Where will this new beginning Lookman spoke about in the postgame presser take him? Almost certainly to the Champions League, where he hasn’t been since his lone appearance in the competition with Leipzig in October of 2019. Atalanta had already qualified for Europe’s premier continental tournament by finishing fifth in Serie A this season, so the victory in the Europa final, which comes with a spot in the UCL, really was, as Emanus said in his text to Lookman, just “icing on the cake” of an already great season. It’s possible Lookman won’t be joining La Dea in the tournament, though. In light of his last couple seasons in Italy and Wednesday’s incandescent showing, there will likely be lots of suitors lining up to bring him to their clubs. Whether he stays or leaves, though, he’ll very likely be plying his trade for a team in the Champions League, where he’s proven his now-realized talent belongs.

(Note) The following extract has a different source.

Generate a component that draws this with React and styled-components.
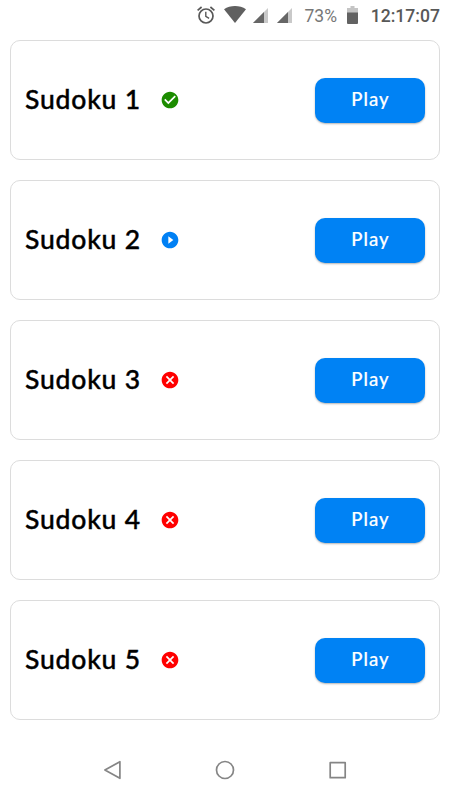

Personally, I hope he stays with Atalanta. The setup there fits him so well, and it would be a small shame if he signs with like an Arsenal or some similar club that would see him more as quality depth than as a centerpiece. Lookman has spent so long trying to get somewhere, a place that offered him the platform and patience to let him become himself. Whether it’s at Atalanta or somewhere else, his next challenge will be to stay right where he’s at.